> **What the task asks**: Where a line holds the word "with", copy that line.

> **Recorded information**:
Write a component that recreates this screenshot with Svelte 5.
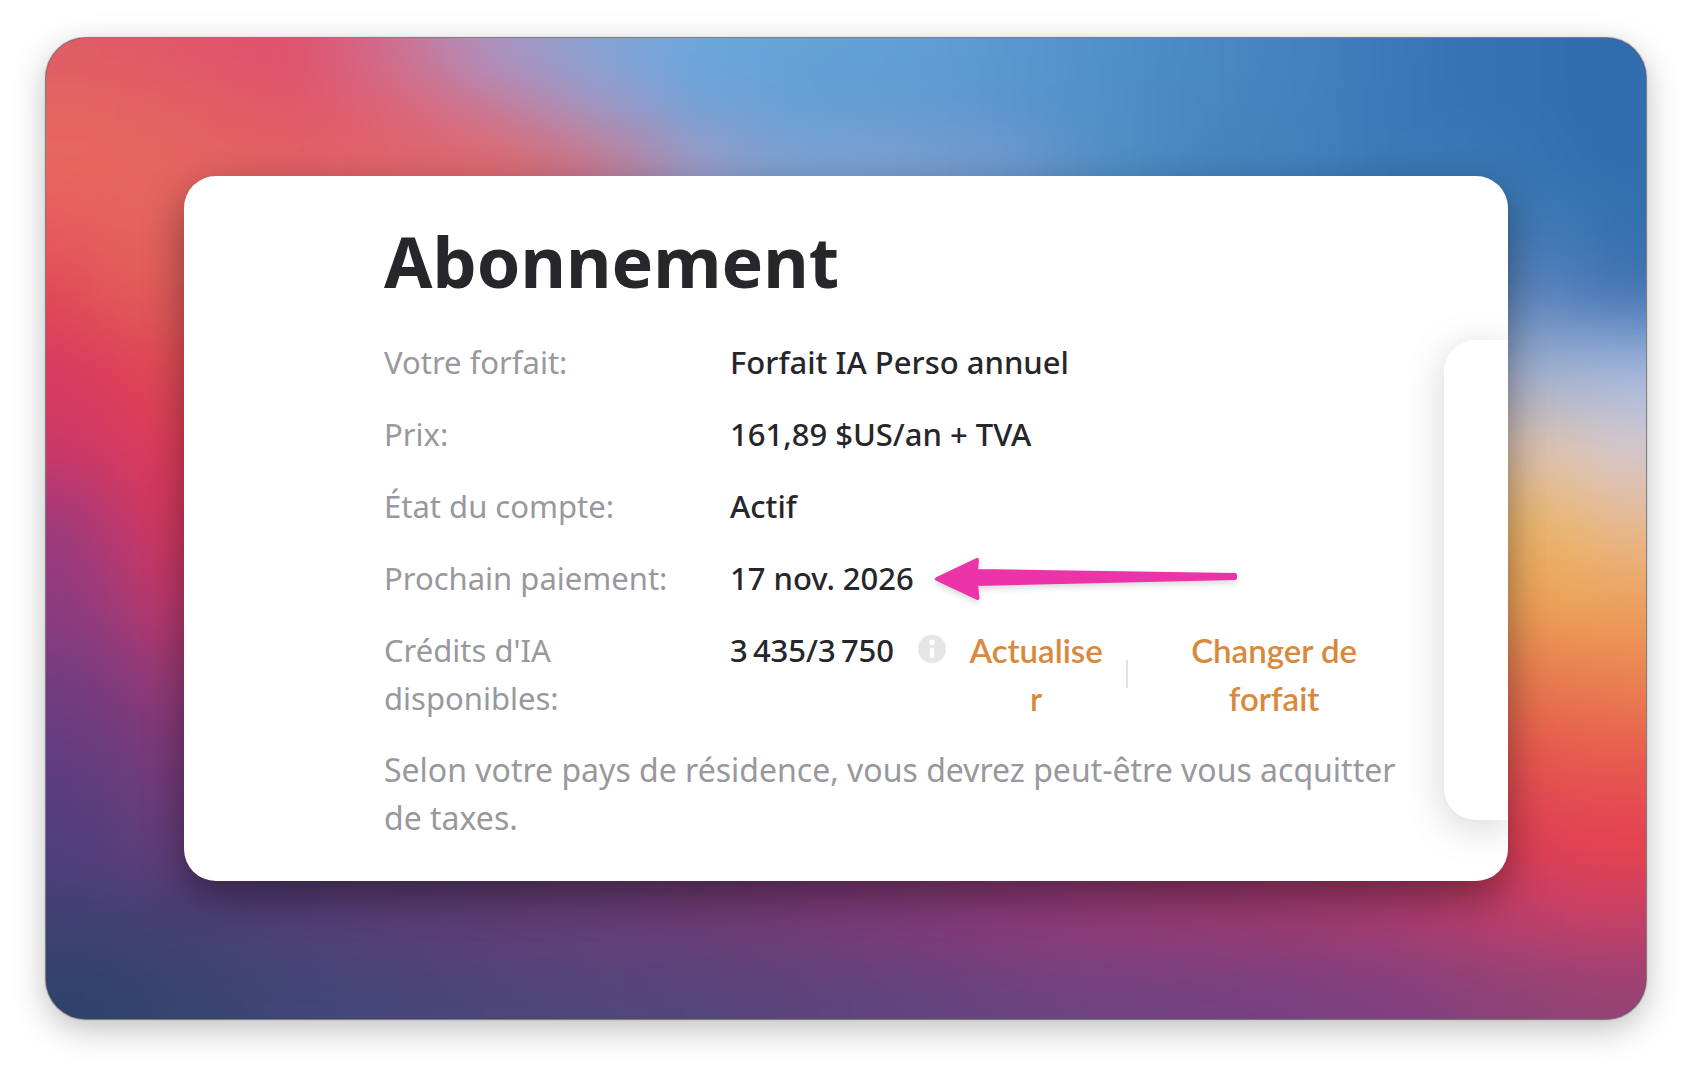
<script>
  const top = [
    ['de5c64', 'e0566b', 'e0526c', 'cd7092', 'ac94c2', '86a2d4', '6ca7dc', '65a2d6', '629fd4', '5b98d0', '5191ca', '4a8ac4', '4382bf', '3c78b8', '3470b2', '306cae'],
    ['e46560', 'e16063', 'df5868', 'dc6476', 'c8799a', 'a29ac6', '74a2d8', '659fd4', '629cd2', '5b96ce', '5090c8', '4888c2', '4281be', '3b77b8', '3672b2', '316daf'],
    ['e7675e', 'e36361', 'e16066', 'e0646c', 'dd696f', 'c67890', '9a9cc8', '7ba2d2', '7aa0d0', '7099ce', '5590c6', '4686be', '4480bc', '3c78b6', '3a75b4', '326eae']
  ];
  const bottom = [
    ['463f76', '4e3e76', '563c74', '5c3c74', '623c74', '683c76', '703a74', '7a3a76', '843a78', '8c3a78', '963a76', '9c3a70', 'a63a6e', 'b03c6c', 'c43d68', 'd04060'],
    ['3a416f', '414272', '4a4278', '524178', '5a4078', '5f4077', '633f78', '6a3f76', '743e7a', '7e3c7a', '843d7a', '883e7a', '8d3e78', '963f78', 'a44072', 'b04070'],
    ['2e426b', '39446f', '404578', '464679', '4b4679', '50467a', '53457a', '5a447a', '60457e', '68457f', '6e4380', '724180', '784080', '804080', '8a4278', '944274']
  ];
  const left = [
    ['e6605e', 'e4645e', 'e4645e'],
    ['e24a58', 'e25a58', 'e05c58'],
    ['d83a60', 'de3e58', 'e04a56'],
    ['cc3868', 'd43a60', 'de3c58'],
    ['9e3a7c', 'bc3870', 'd2385f'],
    ['8c3c7e', 'a03a78', 'c0386a'],
    ['743c80', '803a7c', '963a76'],
    ['613c80', '6a3c7c', '7a3a78'],
    ['503e7c', '583e7c', '643c7a']
  ];
  const right = [
    ['3c78b4', '3a75b4', '346fae'],
    ['5a84bc', '4f7cb8', '4474b4'],
    ['a0b0d0', 'a2b4d8', 'a4b8dc'],
    ['dcc0ac', 'dcc6bc', 'd4c8d0'],
    ['eab468', 'eab878', 'e8b890'],
    ['eca056', 'eca458', 'eca25c'],
    ['e6784e', 'e87c50', 'e98052'],
    ['e6544e', 'e7584e', 'e85a4e'],
    ['dc3e56', 'e04254', 'e24252']
  ];

  const channels = (hex) => [0, 2, 4].map((i) => parseInt(hex.slice(i, i + 2), 16));
  const clamp = (v, max) => Math.min(Math.max(v, 0), max);

  // Fills the area with small patches whose colours are interpolated between
  // the given stops; (ox, oy) is the first stop and (sx, sy) their spacing.
  function mesh(stops, ox, oy, sx, sy, area, cell) {
    const out = [];
    const [x0, y0, x1, y1] = area;
    for (let y = y0; y < y1; y += cell) {
      for (let x = x0; x < x1; x += cell) {
        const u = clamp((x + cell / 2 - ox) / sx, stops[0].length - 1);
        const v = clamp((y + cell / 2 - oy) / sy, stops.length - 1);
        const i = Math.floor(u), j = Math.floor(v);
        const i2 = Math.min(i + 1, stops[0].length - 1), j2 = Math.min(j + 1, stops.length - 1);
        const [a, b, c, d] = [stops[j][i], stops[j][i2], stops[j2][i], stops[j2][i2]].map(channels);
        const rgb = a.map((_, k) => {
          const t = a[k] + (b[k] - a[k]) * (u - i);
          const w = c[k] + (d[k] - c[k]) * (u - i);
          return Math.round(t + (w - t) * (v - j));
        });
        out.push({ x, y, fill: `rgb(${rgb.join(',')})` });
      }
    }
    return out;
  }

  const cell = 23;
  const patches = [
    ...mesh(top, 50, 23, 100, 46, [-69, -69, 1679, 210], cell),
    ...mesh(bottom, 50, 867, 100, 46, [-69, 800, 1679, 1060], cell),
    ...mesh(left, 23, 177, 46, 78, [-69, 148, 200, 830], cell),
    ...mesh(right, 1485, 177, 46, 78, [1403, 148, 1679, 830], cell)
  ];

  const rows = [
    { label: 'Votre forfait:', value: 'Forfait IA Perso annuel' },
    { label: 'Prix:', value: '161,89 $US/an + TVA' },
    { label: 'État du compte:', value: 'Actif' },
    { label: 'Prochain paiement:', value: '17 nov. 2026', arrow: true }
  ];
</script>

<main class="frame">
  <svg class="wallpaper" viewBox="0 0 1600 982" preserveAspectRatio="none" aria-hidden="true">
    <defs>
      <filter id="melt" filterUnits="userSpaceOnUse" x="-70" y="-70" width="1740" height="1122" color-interpolation-filters="sRGB">
        <feGaussianBlur stdDeviation="20" />
      </filter>
    </defs>
    <g filter="url(#melt)">
      {#each patches as p}
        <rect x={p.x} y={p.y} width={cell + 1} height={cell + 1} fill={p.fill} />
      {/each}
    </g>
  </svg>

  <section class="card">
    <div class="content">
      <h1>Abonnement</h1>
      <dl>
        {#each rows as row}
          <div class="row">
            <dt>{row.label}</dt>
            <dd>
              <span>{row.value}</span>
              {#if row.arrow}
                <svg class="arrow" width="304" height="44" viewBox="0 0 304 44" aria-hidden="true">
                  <path d="M3 22 L43 3 L42 14 L301 18 V21 L42 27 L43.500 41 Z" fill="#ea34a8" stroke="#ea34a8" stroke-width="4" stroke-linejoin="round" />
                </svg>
              {/if}
            </dd>
          </div>
        {/each}
        <div class="row">
          <dt>Crédits d'IA disponibles:</dt>
          <dd>
            <span>3&#8239;435/3&#8239;750</span>
            <button class="info" aria-label="Informations sur les crédits">
              <svg width="28" height="28" viewBox="0 0 28 28" aria-hidden="true">
                <circle cx="14" cy="14" r="14" fill="#e5e5e5" />
                <circle cx="14" cy="7.500" r="2.700" fill="#fff" />
                <rect x="11.800" y="12.500" width="4.400" height="10.500" rx="2.200" fill="#fff" />
              </svg>
            </button>
            <button class="action refresh">Actualiser</button>
            <span class="divider"></span>
            <button class="action change">Changer de forfait</button>
          </dd>
        </div>
      </dl>
      <p>Selon votre pays de résidence, vous devrez peut-être vous acquitter de taxes.</p>
    </div>
    <aside class="panel"></aside>
  </section>
</main>

<style>
  :global(body) {
    background: #fff;
  }
  .frame {
    position: relative;
    margin: 38px 46px 54px;
    padding: 138px;
    border-radius: 40px;
    background: #6f3a72;
    box-shadow: 0 0 1px 1px rgba(90, 90, 90, 0.8), 0 10px 34px rgba(0, 0, 0, 0.26);
    font-family: 'Noto Sans', sans-serif;
    font-size: 31px;
    line-height: 48px;
    color: #26262b;
  }
  .wallpaper {
    position: absolute;
    inset: 0;
    width: 100%;
    height: 100%;
    border-radius: 40px;
    overflow: hidden;
  }
  .card {
    position: relative;
    display: flex;
    justify-content: space-between;
    border-radius: 32px;
    background: #fff;
    box-shadow: 0 16px 40px rgba(0, 0, 0, 0.4);
    overflow: hidden;
  }
  .content {
    flex: 1;
    min-width: 0;
    padding: 40px 40px 39px 200px;
  }
  h1 {
    margin: 0 0 32px;
    font-size: 70px;
    line-height: 90px;
    font-weight: 700;
  }
  dl {
    display: grid;
    gap: 24px;
    margin: 0 0 24px;
  }
  .row {
    display: grid;
    grid-template-columns: 300px minmax(0, 1fr);
    column-gap: 46px;
  }
  dt,
  p {
    margin: 0;
    color: #98989d;
  }
  p {
    font-size: 32px;
  }
  dd {
    display: flex;
    align-items: flex-start;
    margin: 0;
    font-weight: 500;
    white-space: nowrap;
  }
  .arrow {
    margin: 3px 0 0 20px;
    filter: drop-shadow(0 3px 3px rgba(0, 0, 0, 0.15));
  }
  button {
    padding: 0;
    border: 0;
    background: none;
    font: inherit;
    cursor: pointer;
  }
  .info {
    display: flex;
    margin: 9px 20px 0 24px;
  }
  .action {
    color: #d9893c;
    font-family: Lato, sans-serif;
    font-size: 33px;
    font-weight: 600;
    text-align: center;
    white-space: normal;
  }
  .refresh {
    width: 140px;
    overflow-wrap: anywhere;
  }
  .divider {
    flex: none;
    align-self: center;
    width: 2px;
    height: 28px;
    margin: 0 20px;
    background: #e2e2e2;
  }
  .change {
    width: 252px;
    padding: 0 30px;
  }
  .panel {
    flex: none;
    width: 64px;
    height: 480px;
    margin-top: 164px;
    border-radius: 32px 0 0 32px;
    background: #fff;
    box-shadow: 0 8px 40px rgba(0, 0, 0, 0.17);
  }
</style>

> **Written response**:
Write a component that recreates this screenshot with Svelte 5.
  // Fills the area with small patches whose colours are interpolated between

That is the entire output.